— begin Stored records —

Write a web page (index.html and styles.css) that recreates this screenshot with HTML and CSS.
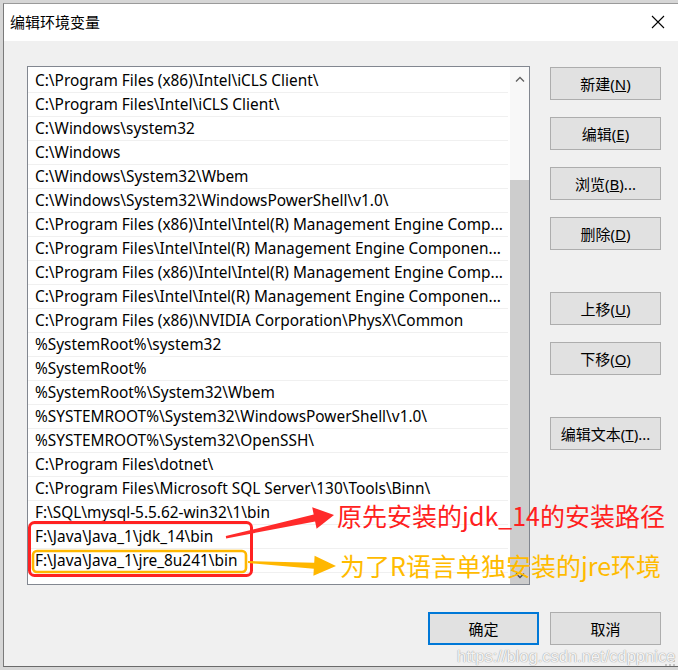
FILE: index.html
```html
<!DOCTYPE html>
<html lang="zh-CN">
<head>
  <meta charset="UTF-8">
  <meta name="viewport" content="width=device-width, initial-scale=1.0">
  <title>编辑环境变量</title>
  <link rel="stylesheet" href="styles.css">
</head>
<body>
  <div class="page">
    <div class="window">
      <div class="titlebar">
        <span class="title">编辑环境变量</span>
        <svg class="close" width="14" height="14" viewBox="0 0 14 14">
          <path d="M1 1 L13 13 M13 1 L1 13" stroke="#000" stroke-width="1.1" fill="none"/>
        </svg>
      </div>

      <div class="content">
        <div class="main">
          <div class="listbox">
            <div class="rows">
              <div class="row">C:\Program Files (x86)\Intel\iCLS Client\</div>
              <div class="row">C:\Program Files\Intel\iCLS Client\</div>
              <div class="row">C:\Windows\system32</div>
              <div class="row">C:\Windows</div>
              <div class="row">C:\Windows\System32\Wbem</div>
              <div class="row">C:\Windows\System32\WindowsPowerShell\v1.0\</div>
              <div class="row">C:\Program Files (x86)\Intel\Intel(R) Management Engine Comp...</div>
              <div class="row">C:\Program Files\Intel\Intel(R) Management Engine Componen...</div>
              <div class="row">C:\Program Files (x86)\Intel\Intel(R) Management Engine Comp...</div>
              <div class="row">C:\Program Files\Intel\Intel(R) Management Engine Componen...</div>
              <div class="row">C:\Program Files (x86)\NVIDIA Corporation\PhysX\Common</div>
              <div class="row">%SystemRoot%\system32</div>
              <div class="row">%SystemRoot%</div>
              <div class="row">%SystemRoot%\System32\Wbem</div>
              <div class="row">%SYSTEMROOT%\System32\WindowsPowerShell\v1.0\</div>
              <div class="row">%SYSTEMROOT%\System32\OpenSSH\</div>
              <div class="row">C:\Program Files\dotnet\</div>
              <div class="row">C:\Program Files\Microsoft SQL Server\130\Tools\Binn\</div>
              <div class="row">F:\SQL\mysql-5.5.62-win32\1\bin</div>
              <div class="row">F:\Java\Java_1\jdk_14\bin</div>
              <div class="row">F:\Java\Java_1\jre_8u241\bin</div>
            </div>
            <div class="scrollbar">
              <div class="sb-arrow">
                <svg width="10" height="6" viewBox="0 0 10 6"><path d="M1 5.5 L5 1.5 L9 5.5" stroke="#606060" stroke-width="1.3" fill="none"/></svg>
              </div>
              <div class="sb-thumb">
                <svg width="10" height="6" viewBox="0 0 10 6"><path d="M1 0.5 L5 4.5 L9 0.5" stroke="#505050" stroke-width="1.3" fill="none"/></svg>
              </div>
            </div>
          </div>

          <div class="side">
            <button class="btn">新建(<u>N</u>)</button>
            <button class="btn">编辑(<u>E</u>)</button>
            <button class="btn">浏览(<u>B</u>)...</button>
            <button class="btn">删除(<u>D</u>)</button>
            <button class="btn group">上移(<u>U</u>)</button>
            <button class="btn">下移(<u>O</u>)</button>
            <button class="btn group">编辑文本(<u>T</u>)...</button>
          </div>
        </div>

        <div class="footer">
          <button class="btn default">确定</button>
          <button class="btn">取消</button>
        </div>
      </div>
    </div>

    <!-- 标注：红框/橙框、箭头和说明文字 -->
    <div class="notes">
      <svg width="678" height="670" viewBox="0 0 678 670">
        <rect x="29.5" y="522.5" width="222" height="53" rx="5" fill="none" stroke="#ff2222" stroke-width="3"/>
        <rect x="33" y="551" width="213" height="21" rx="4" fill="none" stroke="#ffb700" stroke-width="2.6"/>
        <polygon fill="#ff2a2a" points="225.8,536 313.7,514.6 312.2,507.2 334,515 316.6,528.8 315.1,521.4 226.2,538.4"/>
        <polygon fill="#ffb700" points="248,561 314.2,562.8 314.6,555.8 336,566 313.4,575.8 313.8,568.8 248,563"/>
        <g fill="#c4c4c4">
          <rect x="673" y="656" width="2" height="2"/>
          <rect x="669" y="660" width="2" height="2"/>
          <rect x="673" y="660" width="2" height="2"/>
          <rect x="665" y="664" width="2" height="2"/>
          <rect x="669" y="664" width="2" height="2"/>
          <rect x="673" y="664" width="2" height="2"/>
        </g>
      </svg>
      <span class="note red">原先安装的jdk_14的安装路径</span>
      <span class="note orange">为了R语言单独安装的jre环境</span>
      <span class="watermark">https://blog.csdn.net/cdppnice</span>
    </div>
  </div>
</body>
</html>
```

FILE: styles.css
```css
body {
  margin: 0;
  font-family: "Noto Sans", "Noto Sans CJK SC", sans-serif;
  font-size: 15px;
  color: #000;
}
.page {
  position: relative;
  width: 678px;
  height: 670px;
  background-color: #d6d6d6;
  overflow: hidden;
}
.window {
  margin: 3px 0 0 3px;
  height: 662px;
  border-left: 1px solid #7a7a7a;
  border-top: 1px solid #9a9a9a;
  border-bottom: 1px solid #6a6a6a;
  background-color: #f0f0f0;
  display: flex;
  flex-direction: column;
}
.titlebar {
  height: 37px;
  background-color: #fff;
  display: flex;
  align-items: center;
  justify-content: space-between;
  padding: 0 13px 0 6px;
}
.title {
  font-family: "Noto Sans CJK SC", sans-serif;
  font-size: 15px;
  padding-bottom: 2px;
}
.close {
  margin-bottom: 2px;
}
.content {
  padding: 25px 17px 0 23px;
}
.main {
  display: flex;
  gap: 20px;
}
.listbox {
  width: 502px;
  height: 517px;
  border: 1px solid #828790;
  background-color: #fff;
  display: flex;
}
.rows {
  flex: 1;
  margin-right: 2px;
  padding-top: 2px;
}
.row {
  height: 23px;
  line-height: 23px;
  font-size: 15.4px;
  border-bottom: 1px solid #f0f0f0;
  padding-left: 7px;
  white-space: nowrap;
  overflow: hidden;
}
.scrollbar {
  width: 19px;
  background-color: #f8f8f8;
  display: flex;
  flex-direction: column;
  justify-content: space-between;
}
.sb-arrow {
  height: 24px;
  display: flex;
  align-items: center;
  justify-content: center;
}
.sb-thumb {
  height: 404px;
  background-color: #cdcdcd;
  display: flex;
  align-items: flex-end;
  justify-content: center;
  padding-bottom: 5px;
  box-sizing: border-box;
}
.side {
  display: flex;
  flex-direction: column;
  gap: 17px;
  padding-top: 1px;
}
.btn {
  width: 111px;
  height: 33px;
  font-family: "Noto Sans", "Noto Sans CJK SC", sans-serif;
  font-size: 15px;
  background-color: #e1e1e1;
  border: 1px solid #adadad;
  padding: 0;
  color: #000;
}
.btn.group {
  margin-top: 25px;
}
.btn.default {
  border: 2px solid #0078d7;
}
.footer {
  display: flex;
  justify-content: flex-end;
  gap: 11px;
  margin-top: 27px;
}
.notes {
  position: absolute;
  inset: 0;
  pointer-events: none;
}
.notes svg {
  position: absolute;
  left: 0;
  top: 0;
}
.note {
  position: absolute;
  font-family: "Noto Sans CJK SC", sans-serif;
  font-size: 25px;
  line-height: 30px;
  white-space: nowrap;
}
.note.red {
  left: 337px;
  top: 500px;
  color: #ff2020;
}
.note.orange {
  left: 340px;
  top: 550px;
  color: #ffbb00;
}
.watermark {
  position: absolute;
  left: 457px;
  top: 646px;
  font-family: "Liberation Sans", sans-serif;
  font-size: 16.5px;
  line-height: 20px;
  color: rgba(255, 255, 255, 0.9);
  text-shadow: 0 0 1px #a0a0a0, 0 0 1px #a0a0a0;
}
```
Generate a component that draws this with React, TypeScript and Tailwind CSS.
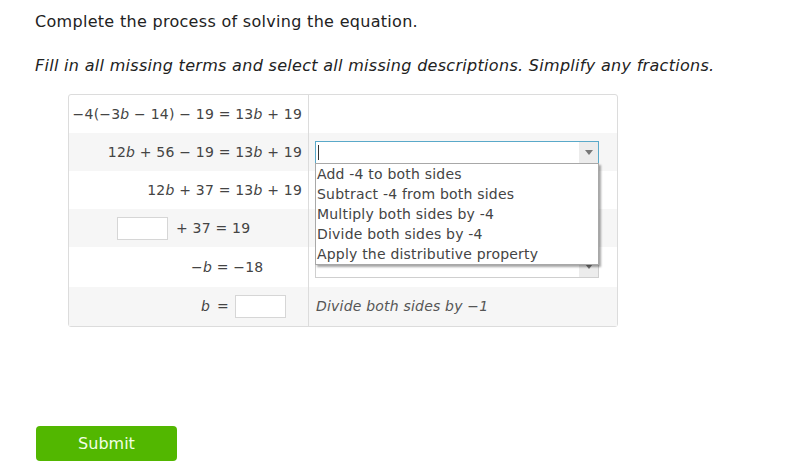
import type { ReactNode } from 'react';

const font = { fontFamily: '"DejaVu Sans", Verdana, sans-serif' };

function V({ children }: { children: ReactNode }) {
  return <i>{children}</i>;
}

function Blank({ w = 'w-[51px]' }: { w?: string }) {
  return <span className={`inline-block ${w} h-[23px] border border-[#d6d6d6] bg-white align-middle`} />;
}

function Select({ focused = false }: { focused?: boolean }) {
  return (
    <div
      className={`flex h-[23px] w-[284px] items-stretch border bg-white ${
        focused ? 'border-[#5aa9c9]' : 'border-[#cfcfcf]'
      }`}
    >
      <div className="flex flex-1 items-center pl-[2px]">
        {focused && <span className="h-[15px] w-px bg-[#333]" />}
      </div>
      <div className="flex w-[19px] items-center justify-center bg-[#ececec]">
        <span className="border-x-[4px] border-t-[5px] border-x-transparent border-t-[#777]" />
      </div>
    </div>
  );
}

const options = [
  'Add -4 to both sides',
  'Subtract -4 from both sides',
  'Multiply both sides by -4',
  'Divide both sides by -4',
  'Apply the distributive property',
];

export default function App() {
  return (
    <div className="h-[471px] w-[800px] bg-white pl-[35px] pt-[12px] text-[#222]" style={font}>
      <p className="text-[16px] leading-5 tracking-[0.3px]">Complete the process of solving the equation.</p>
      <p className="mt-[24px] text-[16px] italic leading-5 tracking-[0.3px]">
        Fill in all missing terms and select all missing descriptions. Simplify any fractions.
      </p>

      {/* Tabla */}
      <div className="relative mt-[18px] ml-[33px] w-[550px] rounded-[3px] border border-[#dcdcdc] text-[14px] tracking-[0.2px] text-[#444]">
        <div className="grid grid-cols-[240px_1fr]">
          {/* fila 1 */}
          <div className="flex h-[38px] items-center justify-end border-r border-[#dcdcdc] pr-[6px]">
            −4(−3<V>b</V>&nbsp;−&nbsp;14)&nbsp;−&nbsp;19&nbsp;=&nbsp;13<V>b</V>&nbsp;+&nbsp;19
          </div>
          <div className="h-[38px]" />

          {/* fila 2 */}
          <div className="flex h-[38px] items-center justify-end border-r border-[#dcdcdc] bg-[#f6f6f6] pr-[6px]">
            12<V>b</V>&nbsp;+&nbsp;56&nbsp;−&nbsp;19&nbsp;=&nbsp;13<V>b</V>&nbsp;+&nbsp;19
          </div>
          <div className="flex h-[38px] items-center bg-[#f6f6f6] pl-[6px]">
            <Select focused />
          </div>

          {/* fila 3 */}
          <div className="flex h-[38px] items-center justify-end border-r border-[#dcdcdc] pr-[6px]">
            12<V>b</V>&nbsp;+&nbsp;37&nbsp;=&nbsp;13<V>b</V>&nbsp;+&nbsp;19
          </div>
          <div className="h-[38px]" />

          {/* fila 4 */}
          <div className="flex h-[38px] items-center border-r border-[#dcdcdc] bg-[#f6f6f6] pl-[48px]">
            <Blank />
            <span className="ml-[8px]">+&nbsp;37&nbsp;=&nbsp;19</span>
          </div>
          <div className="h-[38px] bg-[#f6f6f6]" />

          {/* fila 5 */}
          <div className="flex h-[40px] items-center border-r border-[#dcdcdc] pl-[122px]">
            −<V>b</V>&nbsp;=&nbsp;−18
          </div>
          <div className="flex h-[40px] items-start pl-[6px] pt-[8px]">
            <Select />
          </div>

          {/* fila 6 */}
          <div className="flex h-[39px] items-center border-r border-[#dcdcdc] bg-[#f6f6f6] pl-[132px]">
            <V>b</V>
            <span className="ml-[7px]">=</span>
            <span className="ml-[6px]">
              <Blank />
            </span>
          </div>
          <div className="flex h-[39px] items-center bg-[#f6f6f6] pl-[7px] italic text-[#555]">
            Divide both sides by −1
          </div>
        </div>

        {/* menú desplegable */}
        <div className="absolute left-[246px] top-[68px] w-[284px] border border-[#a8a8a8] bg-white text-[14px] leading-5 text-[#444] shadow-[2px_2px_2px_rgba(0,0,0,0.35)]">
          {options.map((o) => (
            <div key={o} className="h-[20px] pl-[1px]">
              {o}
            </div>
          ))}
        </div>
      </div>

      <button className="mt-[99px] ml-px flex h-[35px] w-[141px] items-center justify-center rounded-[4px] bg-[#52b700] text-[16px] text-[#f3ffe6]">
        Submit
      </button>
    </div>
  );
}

— end Stored records —

Look through the entries above; copy each line where the string "this" appears.

Write a web page (index.html and styles.css) that recreates this screenshot with HTML and CSS.
Generate a component that draws this with React, TypeScript and Tailwind CSS.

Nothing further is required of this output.